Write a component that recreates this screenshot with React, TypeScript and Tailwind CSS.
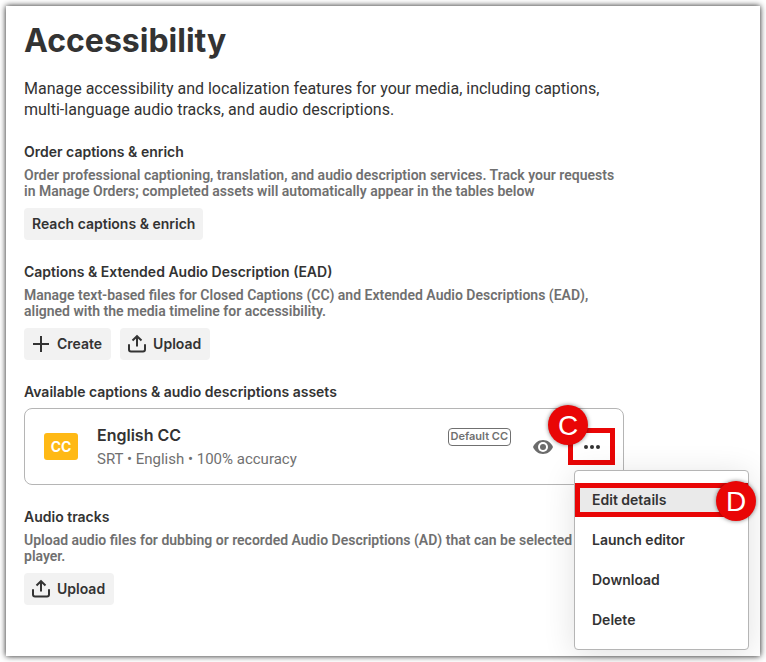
import React from 'react';

const menuItems = ['Edit details', 'Launch editor', 'Download', 'Delete'];

const UploadIcon: React.FC = () => (
    <svg width="20" height="20" viewBox="0 0 20 20" fill="none" stroke="#333333" strokeWidth="2" aria-hidden="true">
        <path d="M2 11V15.5Q2 17.5 4 17.5H16Q18 17.5 18 15.5V11" strokeLinecap="round" />
        <path d="M10 12.5V3M5.5 6.5L10 2.2L14.5 6.5" />
    </svg>
);

const PlusIcon: React.FC = () => (
    <svg width="20" height="20" viewBox="0 0 20 20" fill="none" stroke="#333333" strokeWidth="2" aria-hidden="true">
        <path d="M10 2V18M2 10H18" />
    </svg>
);

const EyeIcon: React.FC = () => (
    <svg width="20" height="14" viewBox="0 0 20 14" aria-hidden="true">
        <path d="M10 0C5.5 0 1.7 2.8 0 7C1.7 11.2 5.5 14 10 14S18.3 11.2 20 7C18.3 2.8 14.5 0 10 0Z" fill="#6b6b6b" />
        <circle cx="10" cy="7" r="5" fill="white" />
        <circle cx="10" cy="7" r="3" fill="#6b6b6b" />
    </svg>
);

const Marker: React.FC<{ letter: string; className: string }> = ({ letter, className }) => (
    <span
        className={`absolute z-20 flex size-10 items-center justify-center rounded-full bg-[#e90606] pt-0.5 font-['Liberation_Sans',sans-serif] text-[28px] font-normal text-white shadow-[0_0_4px_rgba(0,0,0,0.5)] ${className}`}
    >
        {letter}
    </span>
);

const Button: React.FC<{ icon?: React.ReactNode; children: React.ReactNode }> = ({ icon, children }) => (
    <button
        type="button"
        className={`flex h-8 items-center gap-1.5 rounded bg-[#f2f2f2] text-sm font-semibold ${icon ? 'pr-[9px] pl-[7px]' : 'px-2'}`}
    >
        {icon}
        {children}
    </button>
);

const Section: React.FC<{ title: string; text: React.ReactNode; children: React.ReactNode }> = ({ title, text, children }) => (
    <section className="mb-[22px]">
        <h2 className="text-sm font-semibold">{title}</h2>
        <p className="mt-[5px] font-['Roboto',sans-serif] text-sm leading-4 font-semibold whitespace-nowrap text-[#707070]">{text}</p>
        <div className="mt-[9px] flex gap-[9px]">{children}</div>
    </section>
);

const App: React.FC = () => {
    return (
        <div className="bg-white p-1.5 font-['Inter',sans-serif] text-[#333333]">
            <main className="min-h-[650px] bg-white px-[18px] pt-[17px] shadow-[0_0_6px_rgba(0,0,0,0.9)]">
                <h1 className="text-[32px] leading-9 font-bold">Accessibility</h1>
                <p className="mt-[19px] mb-[22px] font-['Roboto',sans-serif] text-base leading-[21px] whitespace-nowrap">
                    Manage accessibility and localization features for your media, including captions,
                    <br />
                    multi-language audio tracks, and audio descriptions.
                </p>

                <Section
                    title="Order captions & enrich"
                    text={
                        <>
                            Order professional captioning, translation, and audio description services. Track your requests
                            <br />
                            in Manage Orders; completed assets will automatically appear in the tables below
                        </>
                    }
                >
                    <Button>Reach captions &amp; enrich</Button>
                </Section>

                <Section
                    title="Captions & Extended Audio Description (EAD)"
                    text={
                        <>
                            Manage text-based files for Closed Captions (CC) and Extended Audio Descriptions (EAD),
                            <br />
                            aligned with the media timeline for accessibility.
                        </>
                    }
                >
                    <Button icon={<PlusIcon />}>Create</Button>
                    <Button icon={<UploadIcon />}>Upload</Button>
                </Section>

                <h2 className="text-sm font-semibold">Available captions &amp; audio descriptions assets</h2>
                <div className="mt-1.5 mb-[22px] flex h-[77px] max-w-[600px] items-center rounded-lg border border-[#b5b5b5] pr-2 pl-[19px]">
                    <div className="flex h-[27px] w-[34px] items-center justify-center rounded-[3px] bg-[#ffb915] text-sm font-bold text-white">
                        CC
                    </div>
                    <div className="ml-[19px] flex-1">
                        <h3 className="text-base leading-6 font-semibold">English CC</h3>
                        <p className="font-['Roboto',sans-serif] text-[15px] leading-6 text-[#707070]">SRT • English • 100% accuracy</p>
                    </div>
                    <span className="mb-5 flex h-[18px] items-center rounded border border-[#707070] px-0.5 text-[11px] font-semibold text-[#707070]">
                        Default CC
                    </span>
                    <button type="button" aria-label="Preview" className="ml-[22px]">
                        <EyeIcon />
                    </button>

                    {/* More actions */}
                    <div className="relative ml-[15px]">
                        <button
                            type="button"
                            aria-label="More actions"
                            className="flex h-[37px] w-[47px] items-center justify-center gap-0.5 border-5 border-[#e90606]"
                        >
                            <span className="size-1 rounded-full bg-[#333333]" />
                            <span className="size-1 rounded-full bg-[#333333]" />
                            <span className="size-1 rounded-full bg-[#333333]" />
                        </button>
                        <Marker letter="C" className="-top-[23px] -left-5" />

                        <div className="absolute top-[42px] left-1.5 z-10 w-[175px] rounded border border-[#b5b5b5] bg-white py-3 shadow-[0_4px_32px_rgba(0,0,0,0.12)]">
                            <ul className="flex flex-col gap-1.5">
                                {menuItems.map((item, i) => (
                                    <li key={item} className="relative">
                                        <button
                                            type="button"
                                            className={`flex h-[34px] w-full items-center text-left text-sm font-semibold ${i === 0 ? 'border-5 border-[#e90606] bg-[#eaeaea] pl-3' : 'pl-[17px]'}`}
                                        >
                                            {item}
                                        </button>
                                        {i === 0 && <Marker letter="D" className="-top-0.5 -right-2" />}
                                    </li>
                                ))}
                            </ul>
                        </div>
                    </div>
                </div>

                <Section
                    title="Audio tracks"
                    text={
                        <>
                            Upload audio files for dubbing or recorded Audio Descriptions (AD) that can be selected in
                            <br />
                            player.
                        </>
                    }
                >
                    <Button icon={<UploadIcon />}>Upload</Button>
                </Section>
            </main>
        </div>
    );
};

export default App;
========================
* What you will do
All the material shown above is to be copied exactly, with no pictures carried over.

* Solved exercise
Write a component that recreates this screenshot with React, TypeScript and Tailwind CSS.
import React from 'react';

const menuItems = ['Edit details', 'Launch editor', 'Download', 'Delete'];

const UploadIcon: React.FC = () => (
    <svg width="20" height="20" viewBox="0 0 20 20" fill="none" stroke="#333333" strokeWidth="2" aria-hidden="true">
        <path d="M2 11V15.5Q2 17.5 4 17.5H16Q18 17.5 18 15.5V11" strokeLinecap="round" />
        <path d="M10 12.5V3M5.5 6.5L10 2.2L14.5 6.5" />
    </svg>
);

const PlusIcon: React.FC = () => (
    <svg width="20" height="20" viewBox="0 0 20 20" fill="none" stroke="#333333" strokeWidth="2" aria-hidden="true">
        <path d="M10 2V18M2 10H18" />
    </svg>
);

const EyeIcon: React.FC = () => (
    <svg width="20" height="14" viewBox="0 0 20 14" aria-hidden="true">
        <path d="M10 0C5.5 0 1.7 2.8 0 7C1.7 11.2 5.5 14 10 14S18.3 11.2 20 7C18.3 2.8 14.5 0 10 0Z" fill="#6b6b6b" />
        <circle cx="10" cy="7" r="5" fill="white" />
        <circle cx="10" cy="7" r="3" fill="#6b6b6b" />
    </svg>
);

const Marker: React.FC<{ letter: string; className: string }> = ({ letter, className }) => (
    <span
        className={`absolute z-20 flex size-10 items-center justify-center rounded-full bg-[#e90606] pt-0.5 font-['Liberation_Sans',sans-serif] text-[28px] font-normal text-white shadow-[0_0_4px_rgba(0,0,0,0.5)] ${className}`}
    >
        {letter}
    </span>
);

const Button: React.FC<{ icon?: React.ReactNode; children: React.ReactNode }> = ({ icon, children }) => (
    <button
        type="button"
        className={`flex h-8 items-center gap-1.5 rounded bg-[#f2f2f2] text-sm font-semibold ${icon ? 'pr-[9px] pl-[7px]' : 'px-2'}`}
    >
        {icon}
        {children}
    </button>
);

const Section: React.FC<{ title: string; text: React.ReactNode; children: React.ReactNode }> = ({ title, text, children }) => (
    <section className="mb-[22px]">
        <h2 className="text-sm font-semibold">{title}</h2>
        <p className="mt-[5px] font-['Roboto',sans-serif] text-sm leading-4 font-semibold whitespace-nowrap text-[#707070]">{text}</p>
        <div className="mt-[9px] flex gap-[9px]">{children}</div>
    </section>
);

const App: React.FC = () => {
    return (
        <div className="bg-white p-1.5 font-['Inter',sans-serif] text-[#333333]">
            <main className="min-h-[650px] bg-white px-[18px] pt-[17px] shadow-[0_0_6px_rgba(0,0,0,0.9)]">
                <h1 className="text-[32px] leading-9 font-bold">Accessibility</h1>
                <p className="mt-[19px] mb-[22px] font-['Roboto',sans-serif] text-base leading-[21px] whitespace-nowrap">
                    Manage accessibility and localization features for your media, including captions,
                    <br />
                    multi-language audio tracks, and audio descriptions.
                </p>

                <Section
                    title="Order captions & enrich"
                    text={
                        <>
                            Order professional captioning, translation, and audio description services. Track your requests
                            <br />
                            in Manage Orders; completed assets will automatically appear in the tables below
                        </>
                    }
                >
                    <Button>Reach captions &amp; enrich</Button>
                </Section>

                <Section
                    title="Captions & Extended Audio Description (EAD)"
                    text={
                        <>
                            Manage text-based files for Closed Captions (CC) and Extended Audio Descriptions (EAD),
                            <br />
                            aligned with the media timeline for accessibility.
                        </>
                    }
                >
                    <Button icon={<PlusIcon />}>Create</Button>
                    <Button icon={<UploadIcon />}>Upload</Button>
                </Section>

                <h2 className="text-sm font-semibold">Available captions &amp; audio descriptions assets</h2>
                <div className="mt-1.5 mb-[22px] flex h-[77px] max-w-[600px] items-center rounded-lg border border-[#b5b5b5] pr-2 pl-[19px]">
                    <div className="flex h-[27px] w-[34px] items-center justify-center rounded-[3px] bg-[#ffb915] text-sm font-bold text-white">
                        CC
                    </div>
                    <div className="ml-[19px] flex-1">
                        <h3 className="text-base leading-6 font-semibold">English CC</h3>
                        <p className="font-['Roboto',sans-serif] text-[15px] leading-6 text-[#707070]">SRT • English • 100% accuracy</p>
                    </div>
                    <span className="mb-5 flex h-[18px] items-center rounded border border-[#707070] px-0.5 text-[11px] font-semibold text-[#707070]">
                        Default CC
                    </span>
                    <button type="button" aria-label="Preview" className="ml-[22px]">
                        <EyeIcon />
                    </button>

                    {/* More actions */}
                    <div className="relative ml-[15px]">
                        <button
                            type="button"
                            aria-label="More actions"
                            className="flex h-[37px] w-[47px] items-center justify-center gap-0.5 border-5 border-[#e90606]"
                        >
                            <span className="size-1 rounded-full bg-[#333333]" />
                            <span className="size-1 rounded-full bg-[#333333]" />
                            <span className="size-1 rounded-full bg-[#333333]" />
                        </button>
                        <Marker letter="C" className="-top-[23px] -left-5" />

                        <div className="absolute top-[42px] left-1.5 z-10 w-[175px] rounded border border-[#b5b5b5] bg-white py-3 shadow-[0_4px_32px_rgba(0,0,0,0.12)]">
                            <ul className="flex flex-col gap-1.5">
                                {menuItems.map((item, i) => (
                                    <li key={item} className="relative">
                                        <button
                                            type="button"
                                            className={`flex h-[34px] w-full items-center text-left text-sm font-semibold ${i === 0 ? 'border-5 border-[#e90606] bg-[#eaeaea] pl-3' : 'pl-[17px]'}`}
                                        >
                                            {item}
                                        </button>
                                        {i === 0 && <Marker letter="D" className="-top-0.5 -right-2" />}
                                    </li>
                                ))}
                            </ul>
                        </div>
                    </div>
                </div>

                <Section
                    title="Audio tracks"
                    text={
                        <>
                            Upload audio files for dubbing or recorded Audio Descriptions (AD) that can be selected in
                            <br />
                            player.
                        </>
                    }
                >
                    <Button icon={<UploadIcon />}>Upload</Button>
                </Section>
            </main>
        </div>
    );
};

export default App;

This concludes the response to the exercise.